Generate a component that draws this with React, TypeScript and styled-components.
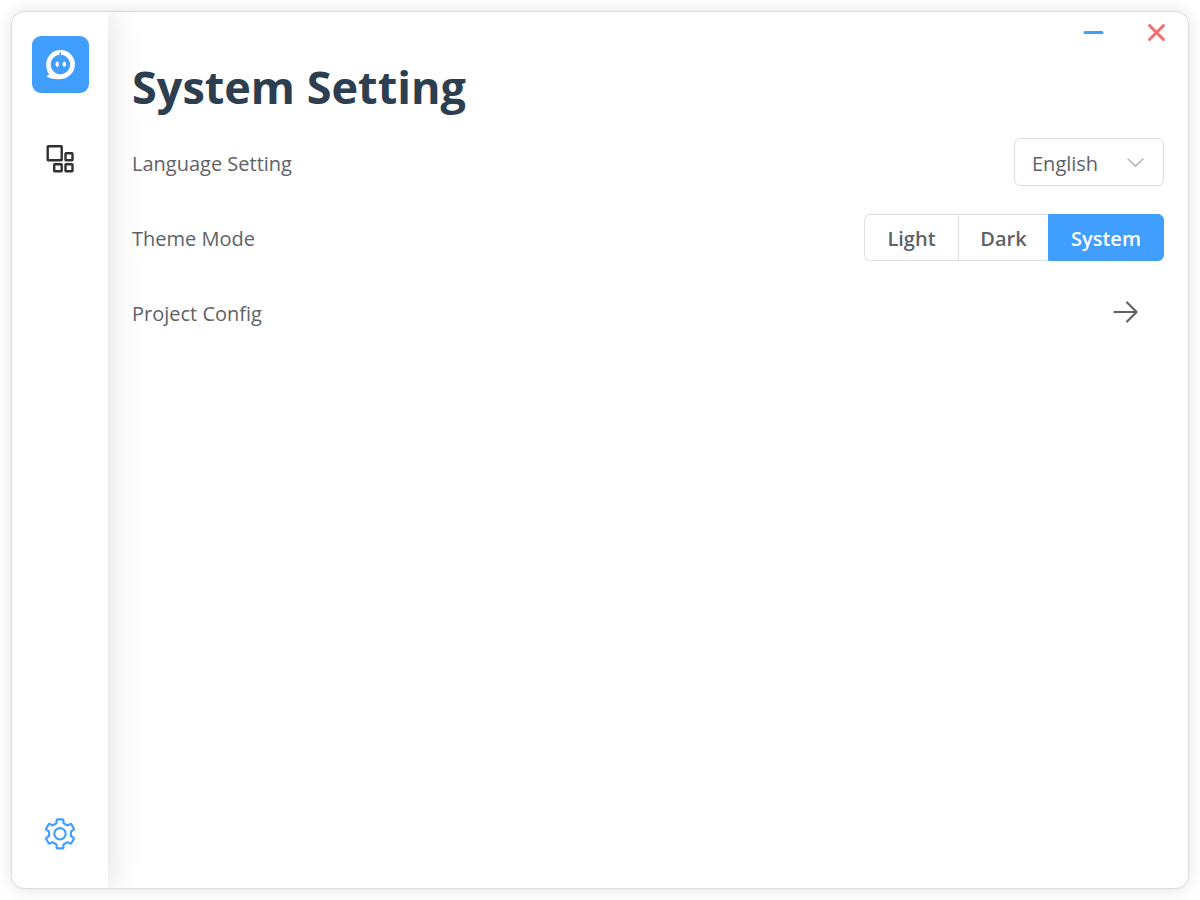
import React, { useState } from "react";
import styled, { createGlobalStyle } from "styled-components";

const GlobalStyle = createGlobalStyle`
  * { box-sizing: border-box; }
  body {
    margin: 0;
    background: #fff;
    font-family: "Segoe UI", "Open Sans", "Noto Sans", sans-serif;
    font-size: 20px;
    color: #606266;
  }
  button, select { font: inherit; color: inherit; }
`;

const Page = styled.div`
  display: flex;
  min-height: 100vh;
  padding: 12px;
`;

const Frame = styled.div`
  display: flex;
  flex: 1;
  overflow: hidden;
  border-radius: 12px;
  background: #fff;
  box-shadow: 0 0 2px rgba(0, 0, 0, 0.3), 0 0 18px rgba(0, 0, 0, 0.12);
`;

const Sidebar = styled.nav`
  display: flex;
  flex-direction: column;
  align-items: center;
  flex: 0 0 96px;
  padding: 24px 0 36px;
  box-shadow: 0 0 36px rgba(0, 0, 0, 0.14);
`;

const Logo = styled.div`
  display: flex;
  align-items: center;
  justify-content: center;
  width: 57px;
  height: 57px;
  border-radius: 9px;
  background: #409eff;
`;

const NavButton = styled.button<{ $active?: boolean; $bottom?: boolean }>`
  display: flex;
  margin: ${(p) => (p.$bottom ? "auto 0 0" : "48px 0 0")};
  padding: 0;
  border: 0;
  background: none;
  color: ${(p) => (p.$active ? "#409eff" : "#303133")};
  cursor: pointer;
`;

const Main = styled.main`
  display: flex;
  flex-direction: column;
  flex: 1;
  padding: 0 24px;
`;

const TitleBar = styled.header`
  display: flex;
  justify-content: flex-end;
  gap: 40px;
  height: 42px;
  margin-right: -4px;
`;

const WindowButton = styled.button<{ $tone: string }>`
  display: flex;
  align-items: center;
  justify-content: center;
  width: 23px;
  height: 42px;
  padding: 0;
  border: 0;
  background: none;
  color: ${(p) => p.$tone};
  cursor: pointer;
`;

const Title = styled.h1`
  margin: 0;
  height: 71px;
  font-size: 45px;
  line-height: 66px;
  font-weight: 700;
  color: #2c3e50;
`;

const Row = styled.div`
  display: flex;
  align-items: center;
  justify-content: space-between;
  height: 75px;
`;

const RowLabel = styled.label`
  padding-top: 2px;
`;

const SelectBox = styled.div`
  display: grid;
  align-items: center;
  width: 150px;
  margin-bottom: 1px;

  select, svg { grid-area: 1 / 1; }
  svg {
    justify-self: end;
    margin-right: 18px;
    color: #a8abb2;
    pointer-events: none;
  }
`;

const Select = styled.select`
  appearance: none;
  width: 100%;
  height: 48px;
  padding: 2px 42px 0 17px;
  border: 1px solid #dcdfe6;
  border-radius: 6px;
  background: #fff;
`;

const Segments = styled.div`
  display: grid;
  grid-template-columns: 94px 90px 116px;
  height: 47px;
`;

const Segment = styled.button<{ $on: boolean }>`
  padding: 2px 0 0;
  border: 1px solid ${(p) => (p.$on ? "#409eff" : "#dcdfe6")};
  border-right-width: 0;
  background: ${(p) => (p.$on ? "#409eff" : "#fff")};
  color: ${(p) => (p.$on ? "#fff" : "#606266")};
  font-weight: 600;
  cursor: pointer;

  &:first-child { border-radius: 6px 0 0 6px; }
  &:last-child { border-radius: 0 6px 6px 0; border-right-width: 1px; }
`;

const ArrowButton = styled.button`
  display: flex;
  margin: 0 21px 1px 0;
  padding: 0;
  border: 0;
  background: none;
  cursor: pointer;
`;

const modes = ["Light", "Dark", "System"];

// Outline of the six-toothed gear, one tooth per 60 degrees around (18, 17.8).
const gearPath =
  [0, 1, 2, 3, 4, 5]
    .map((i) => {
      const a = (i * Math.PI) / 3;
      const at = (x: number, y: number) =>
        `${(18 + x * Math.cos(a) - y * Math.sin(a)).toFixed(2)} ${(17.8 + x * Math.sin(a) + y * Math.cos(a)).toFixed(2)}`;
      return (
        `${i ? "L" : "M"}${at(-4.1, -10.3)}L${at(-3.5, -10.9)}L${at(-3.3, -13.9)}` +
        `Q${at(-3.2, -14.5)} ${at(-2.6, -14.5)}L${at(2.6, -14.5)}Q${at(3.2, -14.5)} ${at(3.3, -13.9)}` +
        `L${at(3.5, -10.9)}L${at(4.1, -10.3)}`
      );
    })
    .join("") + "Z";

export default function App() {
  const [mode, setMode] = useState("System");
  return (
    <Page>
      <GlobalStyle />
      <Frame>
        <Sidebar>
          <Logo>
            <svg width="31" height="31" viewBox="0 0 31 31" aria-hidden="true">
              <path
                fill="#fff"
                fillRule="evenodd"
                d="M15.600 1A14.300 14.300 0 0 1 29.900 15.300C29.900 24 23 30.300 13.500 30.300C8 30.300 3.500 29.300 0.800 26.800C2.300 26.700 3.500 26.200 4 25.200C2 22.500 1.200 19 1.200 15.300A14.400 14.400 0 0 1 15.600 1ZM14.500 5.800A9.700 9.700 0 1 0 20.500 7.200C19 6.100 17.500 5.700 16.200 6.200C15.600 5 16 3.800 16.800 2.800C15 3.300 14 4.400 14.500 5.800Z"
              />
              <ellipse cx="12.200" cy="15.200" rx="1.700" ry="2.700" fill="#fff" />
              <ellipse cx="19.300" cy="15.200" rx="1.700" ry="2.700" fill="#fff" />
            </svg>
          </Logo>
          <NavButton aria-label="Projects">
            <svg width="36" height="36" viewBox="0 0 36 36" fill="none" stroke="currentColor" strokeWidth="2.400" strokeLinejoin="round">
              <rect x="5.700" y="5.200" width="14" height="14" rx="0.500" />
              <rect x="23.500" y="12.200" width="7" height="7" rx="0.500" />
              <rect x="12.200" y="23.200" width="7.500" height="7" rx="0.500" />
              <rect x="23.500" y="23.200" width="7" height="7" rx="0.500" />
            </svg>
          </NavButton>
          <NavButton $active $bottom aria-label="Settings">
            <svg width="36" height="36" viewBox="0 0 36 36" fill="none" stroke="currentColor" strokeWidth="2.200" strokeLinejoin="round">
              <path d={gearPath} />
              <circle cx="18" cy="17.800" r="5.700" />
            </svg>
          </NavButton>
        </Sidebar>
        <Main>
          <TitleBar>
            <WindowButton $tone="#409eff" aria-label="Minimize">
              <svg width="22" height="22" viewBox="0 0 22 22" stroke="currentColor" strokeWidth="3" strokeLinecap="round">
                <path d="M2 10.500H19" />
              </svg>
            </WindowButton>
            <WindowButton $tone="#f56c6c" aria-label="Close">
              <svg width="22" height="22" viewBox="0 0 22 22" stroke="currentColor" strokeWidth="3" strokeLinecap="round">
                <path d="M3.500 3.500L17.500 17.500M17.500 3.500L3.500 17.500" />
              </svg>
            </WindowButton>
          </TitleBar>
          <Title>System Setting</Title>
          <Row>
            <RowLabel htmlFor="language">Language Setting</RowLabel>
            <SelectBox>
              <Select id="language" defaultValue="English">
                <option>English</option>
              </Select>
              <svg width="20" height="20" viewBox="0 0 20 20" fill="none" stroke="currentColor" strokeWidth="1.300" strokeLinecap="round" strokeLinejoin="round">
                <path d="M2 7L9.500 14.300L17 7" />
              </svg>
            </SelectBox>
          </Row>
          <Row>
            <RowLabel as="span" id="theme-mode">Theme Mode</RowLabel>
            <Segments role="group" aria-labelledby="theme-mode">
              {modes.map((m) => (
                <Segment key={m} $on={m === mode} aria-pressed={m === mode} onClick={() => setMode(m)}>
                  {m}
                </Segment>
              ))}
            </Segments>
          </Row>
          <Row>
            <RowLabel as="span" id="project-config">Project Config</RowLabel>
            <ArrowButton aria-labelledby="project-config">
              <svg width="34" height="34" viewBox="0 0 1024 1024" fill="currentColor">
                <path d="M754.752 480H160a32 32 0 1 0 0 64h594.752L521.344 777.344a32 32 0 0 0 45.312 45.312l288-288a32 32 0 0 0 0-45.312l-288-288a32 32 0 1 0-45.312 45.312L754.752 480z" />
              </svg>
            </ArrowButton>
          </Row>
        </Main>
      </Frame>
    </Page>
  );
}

---

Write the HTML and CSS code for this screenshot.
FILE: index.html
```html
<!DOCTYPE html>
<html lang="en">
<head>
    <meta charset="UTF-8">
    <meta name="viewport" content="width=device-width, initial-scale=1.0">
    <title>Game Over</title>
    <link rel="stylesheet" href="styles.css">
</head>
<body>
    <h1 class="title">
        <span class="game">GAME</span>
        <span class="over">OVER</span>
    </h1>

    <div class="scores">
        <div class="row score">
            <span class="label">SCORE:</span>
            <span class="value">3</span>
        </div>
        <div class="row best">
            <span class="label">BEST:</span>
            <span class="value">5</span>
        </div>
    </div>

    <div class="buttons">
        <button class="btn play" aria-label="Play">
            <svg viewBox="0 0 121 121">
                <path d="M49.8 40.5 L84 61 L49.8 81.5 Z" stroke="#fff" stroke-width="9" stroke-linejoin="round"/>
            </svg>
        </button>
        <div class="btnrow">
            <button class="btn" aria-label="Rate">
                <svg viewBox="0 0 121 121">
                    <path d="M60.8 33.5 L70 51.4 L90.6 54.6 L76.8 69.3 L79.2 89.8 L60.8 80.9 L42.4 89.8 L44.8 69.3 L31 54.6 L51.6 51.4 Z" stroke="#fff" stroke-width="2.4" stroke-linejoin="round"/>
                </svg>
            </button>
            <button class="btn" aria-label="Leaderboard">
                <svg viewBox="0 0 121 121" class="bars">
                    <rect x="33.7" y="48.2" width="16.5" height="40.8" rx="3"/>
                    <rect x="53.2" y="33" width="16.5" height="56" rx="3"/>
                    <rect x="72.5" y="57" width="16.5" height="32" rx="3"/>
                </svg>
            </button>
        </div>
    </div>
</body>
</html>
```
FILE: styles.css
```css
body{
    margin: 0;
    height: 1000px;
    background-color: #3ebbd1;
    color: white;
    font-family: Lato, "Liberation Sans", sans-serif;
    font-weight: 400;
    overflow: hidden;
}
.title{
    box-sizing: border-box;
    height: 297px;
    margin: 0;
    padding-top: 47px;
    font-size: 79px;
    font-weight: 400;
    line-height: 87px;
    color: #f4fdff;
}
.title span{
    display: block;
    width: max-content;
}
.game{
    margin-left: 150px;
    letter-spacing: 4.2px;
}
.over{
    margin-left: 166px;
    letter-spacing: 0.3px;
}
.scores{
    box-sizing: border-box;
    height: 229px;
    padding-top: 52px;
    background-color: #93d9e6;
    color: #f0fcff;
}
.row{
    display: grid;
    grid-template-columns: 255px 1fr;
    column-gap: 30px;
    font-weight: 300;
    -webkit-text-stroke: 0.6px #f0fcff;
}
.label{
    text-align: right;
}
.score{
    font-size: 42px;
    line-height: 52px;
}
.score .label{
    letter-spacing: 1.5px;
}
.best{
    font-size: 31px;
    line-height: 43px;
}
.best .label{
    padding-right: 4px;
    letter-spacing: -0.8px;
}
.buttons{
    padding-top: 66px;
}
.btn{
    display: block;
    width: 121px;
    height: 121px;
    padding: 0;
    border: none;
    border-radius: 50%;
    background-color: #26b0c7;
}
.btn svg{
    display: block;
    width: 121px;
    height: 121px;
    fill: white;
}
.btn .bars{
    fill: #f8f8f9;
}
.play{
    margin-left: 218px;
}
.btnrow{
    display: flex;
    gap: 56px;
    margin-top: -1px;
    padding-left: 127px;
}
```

◆ Problem description: Keep to the stretch from the line containing "Generate a component" through the line containing "margin-bottom: 1px;", both ends included, and copy it exactly from the listing above, minus the pictures.

◆ The solution:
Generate a component that draws this with React, TypeScript and styled-components.
import React, { useState } from "react";
import styled, { createGlobalStyle } from "styled-components";

const GlobalStyle = createGlobalStyle`
  * { box-sizing: border-box; }
  body {
    margin: 0;
    background: #fff;
    font-family: "Segoe UI", "Open Sans", "Noto Sans", sans-serif;
    font-size: 20px;
    color: #606266;
  }
  button, select { font: inherit; color: inherit; }
`;

const Page = styled.div`
  display: flex;
  min-height: 100vh;
  padding: 12px;
`;

const Frame = styled.div`
  display: flex;
  flex: 1;
  overflow: hidden;
  border-radius: 12px;
  background: #fff;
  box-shadow: 0 0 2px rgba(0, 0, 0, 0.3), 0 0 18px rgba(0, 0, 0, 0.12);
`;

const Sidebar = styled.nav`
  display: flex;
  flex-direction: column;
  align-items: center;
  flex: 0 0 96px;
  padding: 24px 0 36px;
  box-shadow: 0 0 36px rgba(0, 0, 0, 0.14);
`;

const Logo = styled.div`
  display: flex;
  align-items: center;
  justify-content: center;
  width: 57px;
  height: 57px;
  border-radius: 9px;
  background: #409eff;
`;

const NavButton = styled.button<{ $active?: boolean; $bottom?: boolean }>`
  display: flex;
  margin: ${(p) => (p.$bottom ? "auto 0 0" : "48px 0 0")};
  padding: 0;
  border: 0;
  background: none;
  color: ${(p) => (p.$active ? "#409eff" : "#303133")};
  cursor: pointer;
`;

const Main = styled.main`
  display: flex;
  flex-direction: column;
  flex: 1;
  padding: 0 24px;
`;

const TitleBar = styled.header`
  display: flex;
  justify-content: flex-end;
  gap: 40px;
  height: 42px;
  margin-right: -4px;
`;

const WindowButton = styled.button<{ $tone: string }>`
  display: flex;
  align-items: center;
  justify-content: center;
  width: 23px;
  height: 42px;
  padding: 0;
  border: 0;
  background: none;
  color: ${(p) => p.$tone};
  cursor: pointer;
`;

const Title = styled.h1`
  margin: 0;
  height: 71px;
  font-size: 45px;
  line-height: 66px;
  font-weight: 700;
  color: #2c3e50;
`;

const Row = styled.div`
  display: flex;
  align-items: center;
  justify-content: space-between;
  height: 75px;
`;

const RowLabel = styled.label`
  padding-top: 2px;
`;

const SelectBox = styled.div`
  display: grid;
  align-items: center;
  width: 150px;
  margin-bottom: 1px;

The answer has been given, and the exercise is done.